Saturday, May 19, 2012

Rupee Fall: No flight of capital – only speculation

The prevailing theory doing the rounds is that the fall in the rupee is led by the flight of capital outside the country and that RBI and Government can’t do much about it. However the data and the past experience with power of state does not support such a conclusion .

Data seems to suggest that the sharp fall in the rupee is driven by speculation. Here are the key reasons:-

1. FII net investment in equity markets does not show any exodus.

2. RBI says so.

3. Economic growth numbers show recovery in progress.

FII Net Investment

Take a look at the chart below (Daily FII net flows into equities from 1st March to 18th May).  Which is a correct interpretation – FII in exodus mode OR FII flows moderating? I rest my case.

FII investment in equities

RBI Says So

The central bank has directed exporters to convert 50% of their foreign currency holding with banks into rupee balances within a fortnight. This move, although not having a major impact on flows, has more symbolic importance. It’s the RBI’s way of warning speculators, “Behave, or else….”  If large companies playing the speculating game do not get the message, then between the RBI and Government, they have a whole arsenal of tools to break the backs of speculators.

Here’s how the speculation works: whenever the rupee falls and there is an overall expectation of the fall to continue, exporters, including software companies, start to hoard their dollar reserves. They do it in two ways:

- By not converting their Forex reserves into rupees.

- By asking customers to delay dollar payments (this is a bigger one).

The RBI’s current moves give the appearance of targeting the first one, but it is actually passing on a message to the second one. Not only that, this is the RBI’s way of passing on a message to the whole speculator community.

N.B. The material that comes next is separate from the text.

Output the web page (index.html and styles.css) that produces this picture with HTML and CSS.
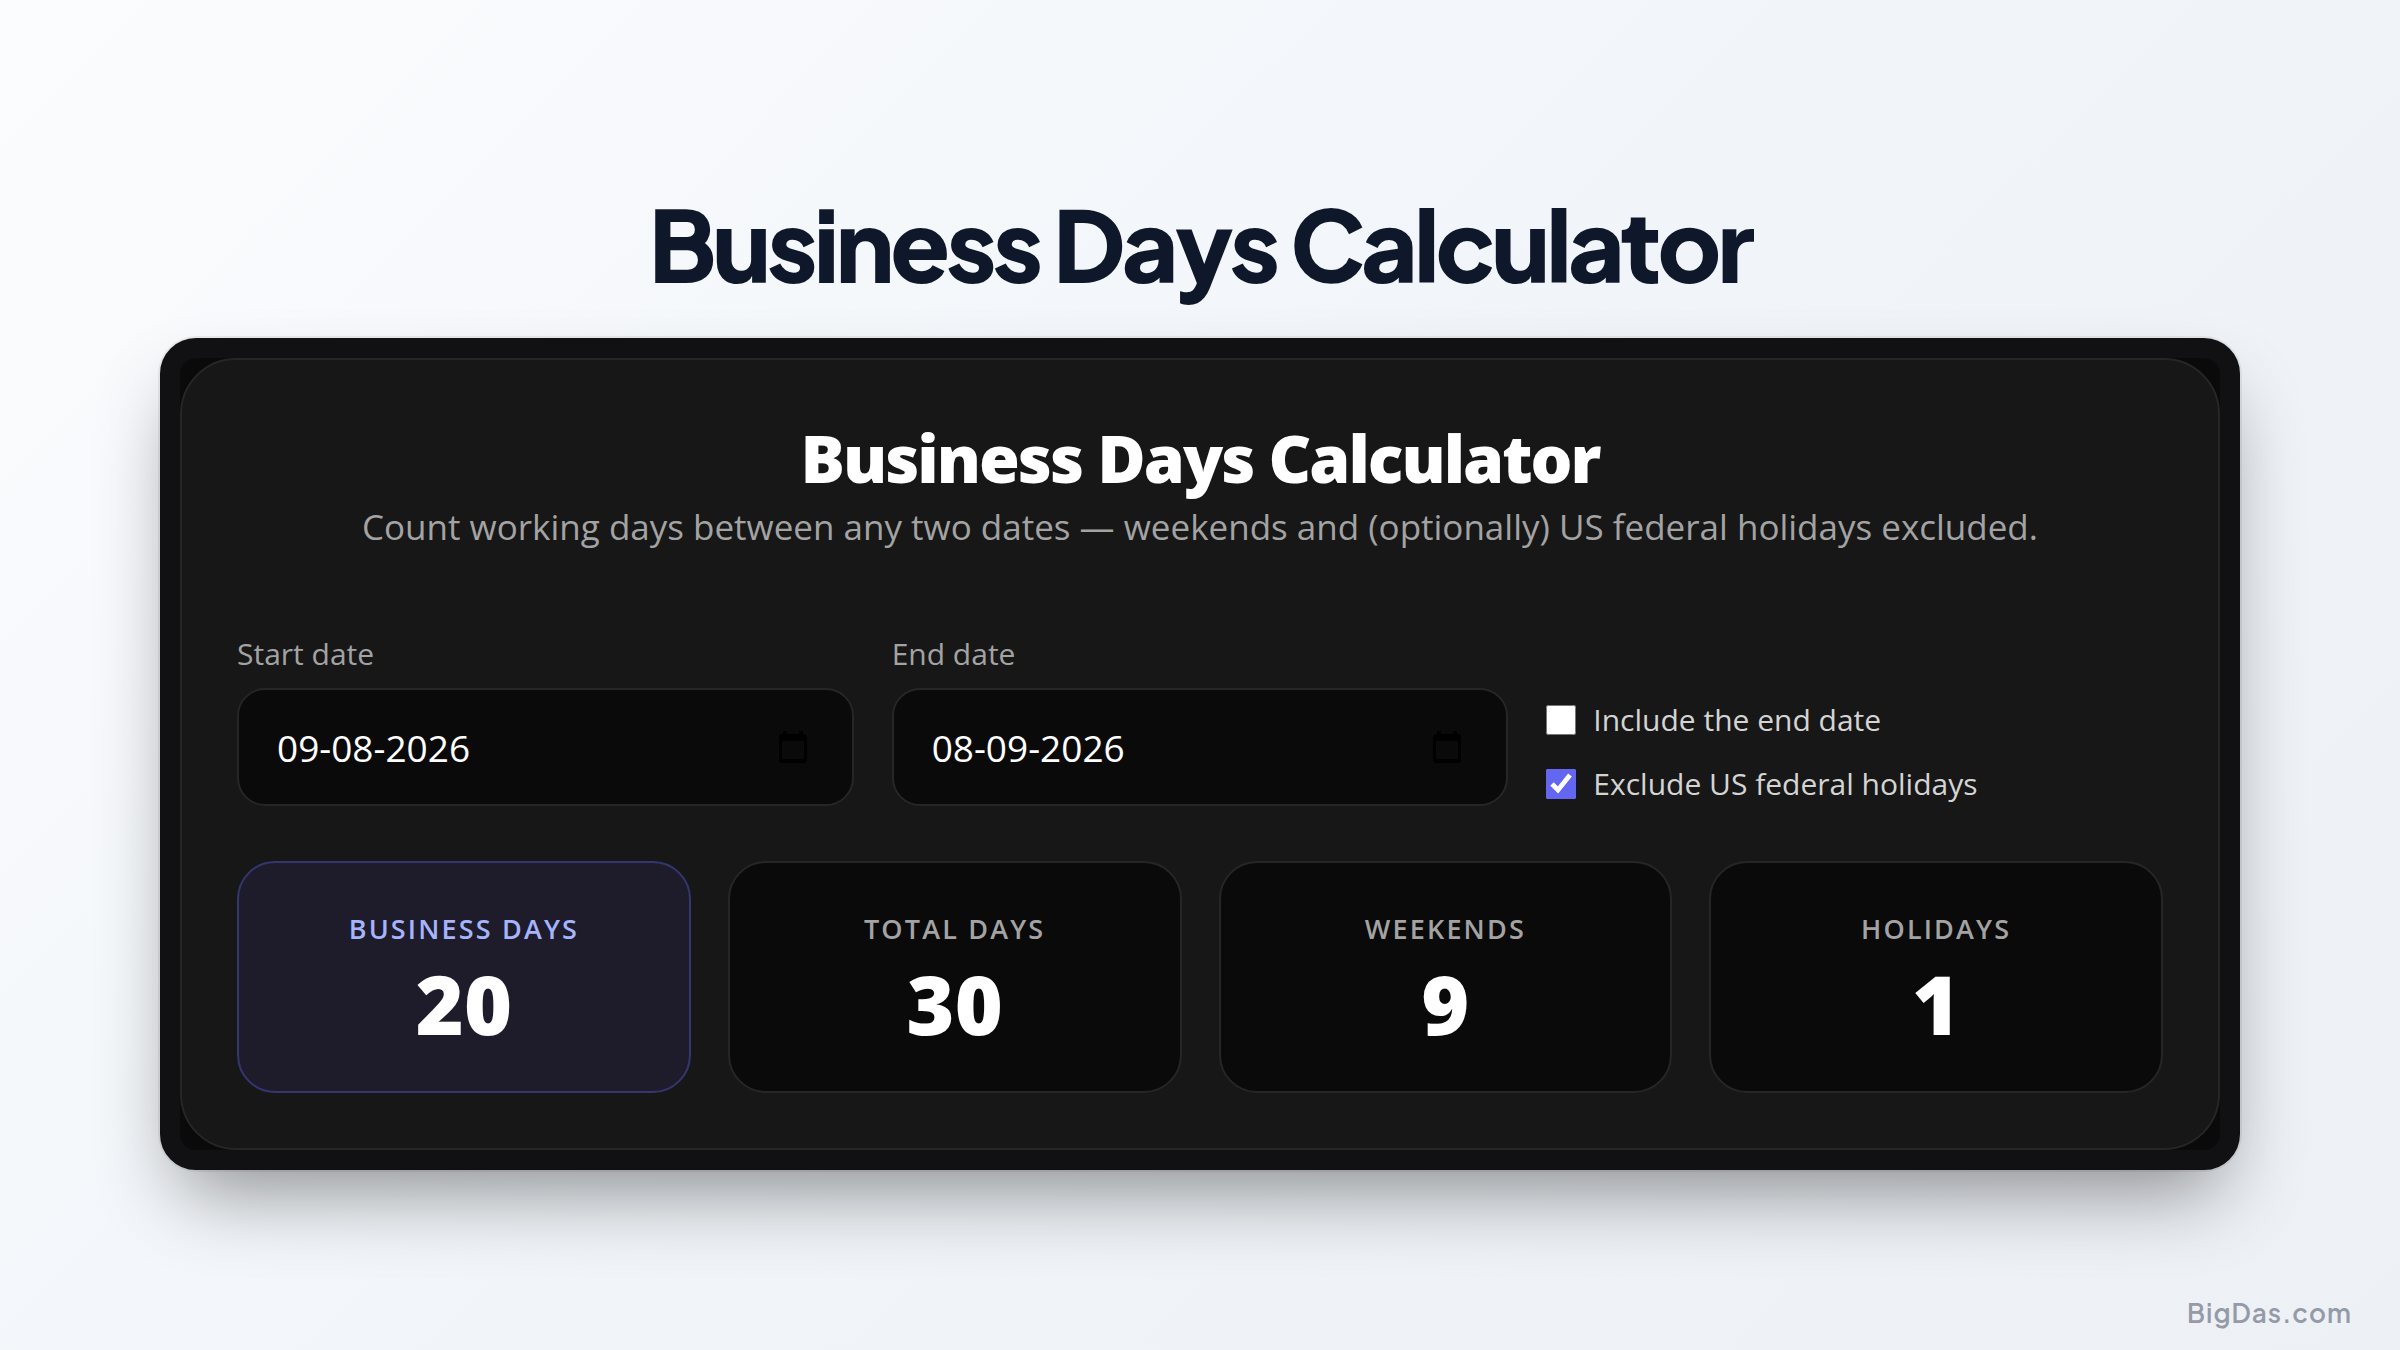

Economic growth numbers show recovery in progress

The Market seems to have gone into a panic when it saw a negative IIP number. However it’s likely that most market participants are not interpreting the numbers correctly. My analysis shows that  IIP is tracking a very normal pattern of recovery, not one of contraction. Just take a look at the chart below – which gives a correct interpretation – that IIP is contracting, or possibly that IIP is in a recovery mode after a phase of moderation. Again, I rest my case.

IIP trends India

What about current account deficit, fiscal deficit etc etc

So what could be causing the majority of market participants to believe that there is something structurally wrong with the Indian economy?

Of course we have an issue surrounding the current account deficit; similarly we have issues with oil subsidies, but all those issues have been with us for as long as I can remember. Nothing negative of major importance has happened in the past few months, and definitely nothing has happened in the past few weeks.

My hypothesis is that the prevalent view is driven by one of the most common phenomena in equity markets – herd mentality. And yes, fund managers, analysts and economists are also prey to it. And of course, speculators are having a field day.

What’s the outlook

The fall might continue a bit longer, however I don’t expect it to have any significant impact on corporate profitability. The reason for this is that, at some point, the RBI and the government will crack down hard on speculators and that would be the end of the Rupee fall. The RBI has already issued a veiled warning to speculative interests. The next set of measures would be far harsher. Those who seem to underestimate the absolute power that a state commands, do so at their own peril. Ask Vodafone.